HealthDay News — Rapid sentinel surveillance can help monitor the epidemiology of coronavirus disease 2019 (COVID-19), according to research published in the April 3 early-release issue of the U.S. Centers for Disease Control and Prevention Morbidity and Mortality Weekly Report.
Marissa L. Zwald, Ph.D., from the Santa Clara County COVID-19 Response Field Team of the U.S. Centers for Disease Control and Prevention, and colleagues examined the extent of COVID-19 in the community using sentinel surveillance in Santa Clara County. Four urgent care sites participated as sentinel sites during March 5 to 14, 2020. County residents evaluated for respiratory symptoms who had no known risk for COVID-19 were identified at these sentinel sites. A sample of specimens that tested negative for influenza was tested for severe acute respiratory syndrome coronavirus 2 (SARS-CoV-2) RNA.

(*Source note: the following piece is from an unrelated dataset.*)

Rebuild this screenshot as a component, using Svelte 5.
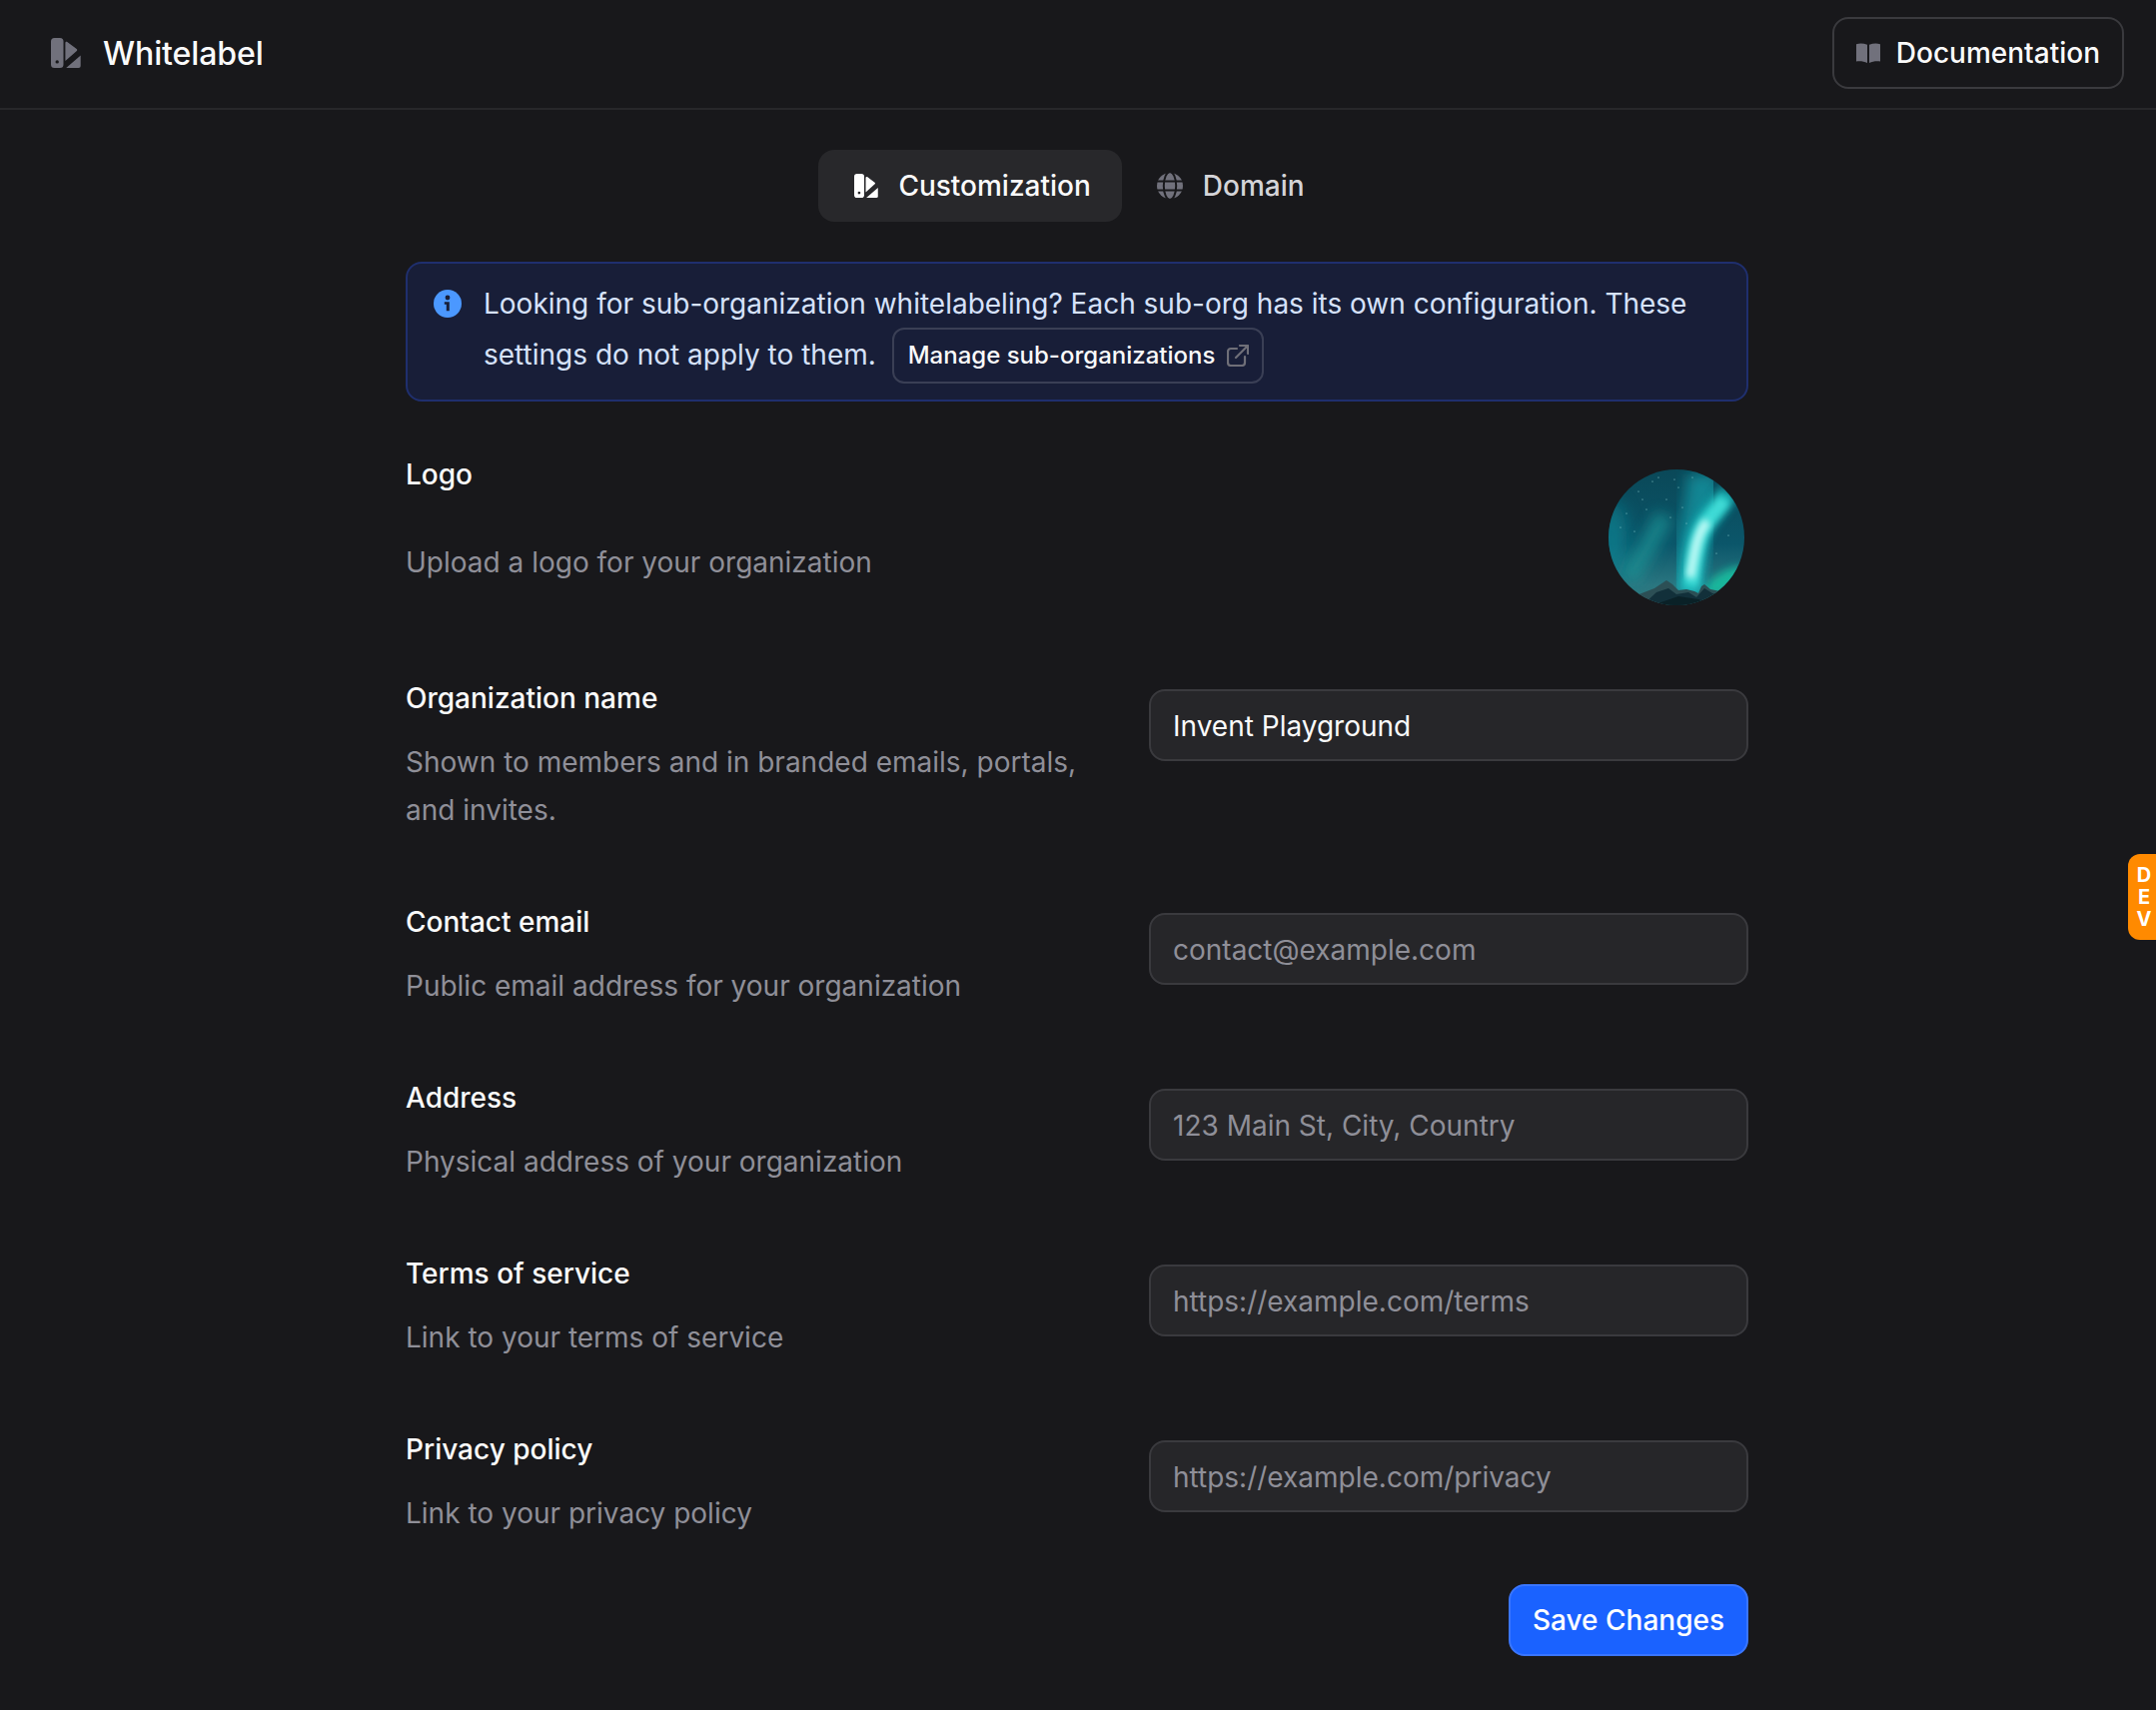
<script lang="ts">
  // Whitelabel settings page, customization tab.
  const rows = [
    { label: 'Organization name', desc: 'Shown to members and in branded emails, portals, and invites.', value: 'Invent Playground', placeholder: '' },
    { label: 'Contact email', desc: 'Public email address for your organization', value: '', placeholder: 'contact@example.com' },
    { label: 'Address', desc: 'Physical address of your organization', value: '', placeholder: '123 Main St, City, Country' },
    { label: 'Terms of service', desc: 'Link to your terms of service', value: '', placeholder: 'https://example.com/terms' },
    { label: 'Privacy policy', desc: 'Link to your privacy policy', value: '', placeholder: 'https://example.com/privacy' }
  ];

  const stars = [
    [30, 22], [44, 12], [58, 30], [38, 40], [18, 44], [70, 18], [84, 8], [62, 48], [26, 62], [50, 8],
    [74, 38], [12, 58], [34, 30], [78, 54], [108, 84], [120, 66], [66, 10]
  ];
</script>

{#snippet brand()}
  <svg viewBox="0 0 30 30" fill="currentColor" aria-hidden="true">
    <path fill-rule="evenodd" d="M3.5 0h5.5a3.5 3.5 0 0 1 3.5 3.5v23a3.5 3.5 0 0 1-3.5 3.5H3.5A3.5 3.5 0 0 1 0 26.5v-23A3.5 3.5 0 0 1 3.5 0Zm2.7 22.2a1.7 1.7 0 1 0 0 3.4 1.7 1.7 0 0 0 0-3.4Z" />
    <path d="M14.4 5c0-1.2 1-1.7 1.9-1.1l9.4 7c.7.5.7 1.4.1 2L14.4 23Z" />
    <path d="M29.7 17.6V28a2 2 0 0 1-2 2H15.2Z" />
  </svg>
{/snippet}

<div class="page">
  <header class="topbar">
    <div class="title">
      <span class="brand-icon">{@render brand()}</span>
      <h1>Whitelabel</h1>
    </div>
    <button class="docs" type="button">
      <svg viewBox="0 0 24 20" fill="currentColor" aria-hidden="true">
        <path d="M0 1.2C3.5.2 7.5.4 11 1.8V20C7.5 18.4 3.5 18 0 18.6Z" />
        <path d="M24 1.2C20.5.2 16.5.4 13 1.8V20c3.5-1.6 7.5-2 11-1.4Z" />
      </svg>
      Documentation
    </button>
  </header>

  <main class="content">
    <nav class="tabs">
      <button class="tab active" type="button">
        <span class="tab-brand">{@render brand()}</span>
        Customization
      </button>
      <button class="tab" type="button">
        <svg class="globe" viewBox="0 0 26 26" aria-hidden="true">
          <circle cx="13" cy="13" r="13" fill="currentColor" />
          <g fill="none" stroke="#18181b" stroke-width="2">
            <ellipse cx="13" cy="13" rx="6.2" ry="14" />
            <path d="M0 8.6h26M0 17.4h26" />
          </g>
        </svg>
        Domain
      </button>
    </nav>

    <div class="notice">
      <svg class="info" viewBox="0 0 28 28" aria-hidden="true">
        <circle cx="14" cy="14" r="14" fill="#4b98ff" />
        <circle cx="14" cy="8" r="2.4" fill="#181e38" />
        <path d="M10.8 12.2h5v9h-3v-6.4h-2Z" fill="#181e38" />
      </svg>
      <p>
        Looking for sub-organization whitelabeling? Each sub-org has its own configuration. These settings do not apply to them.
        <a class="manage" href="#top">
          Manage sub-organizations
          <svg viewBox="0 0 22 22" fill="none" stroke="currentColor" stroke-width="2.2" stroke-linecap="round" stroke-linejoin="round" aria-hidden="true">
            <path d="M10 4H4a3 3 0 0 0-3 3v11a3 3 0 0 0 3 3h11a3 3 0 0 0 3-3v-6" />
            <path d="M13 1h8v8M21 1 9 13" />
          </svg>
        </a>
      </p>
    </div>

    <section class="logo-row">
      <div class="logo-copy">
        <h2>Logo</h2>
        <p>Upload a logo for your organization</p>
      </div>
      <svg class="avatar" viewBox="0 0 136 136" role="img" aria-label="Organization logo">
        <defs>
          <linearGradient id="sky" x1="0" y1="0" x2="0" y2="1">
            <stop offset="0" stop-color="#0a4858" />
            <stop offset="0.55" stop-color="#0b566a" />
            <stop offset="0.85" stop-color="#2a7680" />
            <stop offset="1" stop-color="#2f7c80" />
          </linearGradient>
          <filter id="b3" x="-40%" y="-40%" width="180%" height="180%"><feGaussianBlur stdDeviation="3" /></filter>
          <filter id="b4" x="-40%" y="-40%" width="180%" height="180%"><feGaussianBlur stdDeviation="4" /></filter>
          <filter id="b7" x="-60%" y="-60%" width="220%" height="220%"><feGaussianBlur stdDeviation="7" /></filter>
          <filter id="b9" x="-60%" y="-60%" width="220%" height="220%"><feGaussianBlur stdDeviation="9" /></filter>
          <clipPath id="disc"><circle cx="68" cy="68" r="68" /></clipPath>
        </defs>
        <g clip-path="url(#disc)">
          <rect width="136" height="136" fill="url(#sky)" />
          <ellipse cx="4" cy="72" rx="14" ry="40" fill="#0f8795" opacity=".7" filter="url(#b9)" />
          <path d="M56 46 C46 66 32 90 20 110" fill="none" stroke="#1a9698" stroke-width="18" opacity=".7" filter="url(#b7)" />
          <ellipse cx="116" cy="112" rx="24" ry="9" fill="#12c4a2" opacity=".85" transform="rotate(-32 116 112)" filter="url(#b4)" />
          <path d="M94 4 C96 30 88 50 84 78 S80 116 78 126" fill="none" stroke="#149aa6" stroke-width="32" opacity=".75" filter="url(#b7)" />
          <path d="M120 22 C110 42 93 50 88 76 S83 108 81 124" fill="none" stroke="#1cc2c2" stroke-width="20" opacity=".85" filter="url(#b4)" />
          <path d="M116 30 C106 46 96 50 90 72 S85 100 83 116" fill="none" stroke="#45e0da" stroke-width="13" opacity=".9" filter="url(#b3)" />
          <path d="M99 52 C92 60 88 72 86 84 S83 98 82 108" fill="none" stroke="#bcf9f5" stroke-width="9" filter="url(#b3)" />
          {#each stars as [x, y]}
            <circle cx={x} cy={y} r="0.6" fill="#8fd0d2" />
          {/each}
          <path d="M28 126 46 119 52 115 58 111 64 115 70 121 78 120 86 122 90 124 93 117 96 115 102 120 112 122 122 122 112 136H28Z" fill="#2c4f55" />
          <path d="M34 136 48 123 60 119 68 125 80 123 88 128 96 119 104 124 116 125 100 136Z" fill="#12303a" />
          <path d="M44 136 70 127 90 130 106 136Z" fill="#0a2127" />
        </g>
      </svg>
    </section>

    <form class="fields">
      {#each rows as row}
        <div class="field">
          <div class="field-copy">
            <label for={row.label}>{row.label}</label>
            <p>{row.desc}</p>
          </div>
          <input id={row.label} type="text" value={row.value} placeholder={row.placeholder} />
        </div>
      {/each}
      <div class="actions">
        <button class="save" type="button">Save Changes</button>
      </div>
    </form>
  </main>

  <div class="dev-tab"><span>D</span><span>E</span><span>V</span></div>
</div>

<style>
  :global(body) {
    margin: 0;
    background: #18181b;
  }

  .page {
    min-height: 1712px;
    background: #18181b;
    color: #fafafa;
    font-family: Inter, "Noto Sans", sans-serif;
    font-size: 28px;
    overflow: hidden;
  }

  button {
    font: inherit;
    cursor: pointer;
  }

  .topbar {
    height: 110px;
    box-sizing: border-box;
    border-bottom: 2px solid #27272a;
    display: flex;
    align-items: center;
    justify-content: space-between;
    padding: 0 32px 2px 51px;
  }

  .title {
    display: flex;
    align-items: center;
    gap: 22px;
  }

  .brand-icon {
    display: flex;
    width: 30px;
    height: 30px;
    color: #71717c;
  }

  h1 {
    margin: 0;
    font-size: 32px;
    font-weight: 500;
    letter-spacing: -0.1px;
  }

  .docs {
    display: flex;
    align-items: center;
    gap: 16px;
    height: 72px;
    box-sizing: border-box;
    padding: 0 22px;
    background: transparent;
    color: #fafafa;
    border: 2px solid #3a3a3e;
    border-radius: 16px;
    font-size: 28px;
    font-weight: 500;
  }

  .docs svg {
    width: 24px;
    height: 20px;
    color: #71717c;
  }

  .content {
    width: 1344px;
    margin-left: 406px;
    padding-top: 40px;
  }

  .tabs {
    display: flex;
    justify-content: center;
    margin-bottom: 40px;
  }

  .tab {
    display: flex;
    align-items: center;
    gap: 20px;
    height: 72px;
    padding: 0 31px 0 36px;
    border: 0;
    border-radius: 16px;
    background: transparent;
    color: #d4d4d8;
    font-size: 28px;
    font-weight: 500;
  }

  .tab.active {
    background: #28282b;
    color: #fafafa;
  }

  .tab-brand {
    display: flex;
    width: 24px;
    height: 24px;
    color: #fff;
  }

  .globe {
    width: 26px;
    height: 26px;
    margin-left: -1px;
    color: #71717c;
  }

  .notice {
    display: flex;
    gap: 22px;
    box-sizing: border-box;
    height: 140px;
    padding: 15px 26px 0;
    background: #181e38;
    border: 2px solid #1f2f6e;
    border-radius: 16px;
    color: #d6e2fb;
  }

  .info {
    flex: none;
    width: 28px;
    height: 28px;
    margin-top: 11px;
  }

  .notice p {
    margin: 0;
    font-size: 28px;
    line-height: 51px;
  }

  .manage {
    display: inline-flex;
    align-items: center;
    gap: 12px;
    height: 56px;
    box-sizing: border-box;
    margin: -2px 0 0 8px;
    padding: 0 13px 0 14px;
    border: 2px solid #3a3f55;
    border-radius: 12px;
    color: #fafafa;
    font-size: 24px;
    font-weight: 500;
    line-height: 1;
    text-decoration: none;
    vertical-align: middle;
  }

  .manage svg {
    width: 22px;
    height: 22px;
    color: #6f6f78;
  }

  .logo-row {
    display: flex;
    justify-content: space-between;
    margin-top: 52px;
    height: 156px;
  }

  .logo-copy,
  .field-copy {
    padding-top: 1px;
  }

  h2,
  label {
    display: block;
    margin: 0;
    font-size: 28px;
    font-weight: 500;
    line-height: 40px;
    color: #fafafa;
  }

  .logo-copy p,
  .field-copy p {
    margin: 0;
    font-size: 28px;
    line-height: 48px;
    color: #8f8f98;
  }

  .logo-copy p {
    margin-top: 44px;
  }

  .avatar {
    width: 136px;
    height: 136px;
    margin: 16px 4px 0 0;
  }

  .fields {
    margin-top: 68px;
    display: flex;
    flex-direction: column;
    gap: 67px;
  }

  .field {
    display: grid;
    grid-template-columns: 696px 600px;
    column-gap: 48px;
    align-items: start;
  }

  .field-copy p {
    margin-top: 20px;
  }

  input {
    width: 100%;
    height: 72px;
    margin-top: 12px;
    box-sizing: border-box;
    padding: 1px 22px 0;
    background: #262629;
    border: 2px solid #3a3a3e;
    border-radius: 16px;
    color: #fafafa;
    font: inherit;
    font-size: 28px;
    outline: none;
  }

  input::placeholder {
    color: #8f8f98;
    opacity: 1;
  }

  .actions {
    display: flex;
    justify-content: flex-end;
    margin-top: -20px;
  }

  .save {
    height: 72px;
    width: 240px;
    border: 2px solid #3a76ff;
    border-radius: 16px;
    background: #1a62ff;
    color: #fff;
    font-size: 28px;
    font-weight: 500;
  }

  .dev-tab {
    position: fixed;
    right: 0;
    top: 855px;
    width: 28px;
    height: 86px;
    box-sizing: border-box;
    padding-left: 4px;
    background: #ff8a00;
    border-radius: 12px 0 0 12px;
    color: #fff;
    font-size: 20px;
    font-weight: 700;
    line-height: 22px;
    display: flex;
    flex-direction: column;
    align-items: center;
    justify-content: center;
  }
</style>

The researchers found that 23 percent of the 226 patients who met the inclusion criteria had positive test results for influenza. Seventy-nine specimens with negative test results for influenza were tested for SARS-CoV-2, and 11 percent of these (nine samples) had evidence of infection. As a result of these data and an increasing number of cases with no known transmission source, a series of community mitigation strategies were initiated.
“Local public health departments can use sentinel surveillance to assess the level of community transmission of COVID-19 and to better guide the selection and implementation of community mitigation measures, including the scale, timing, duration, and settings in which to focus these strategies,” the authors write.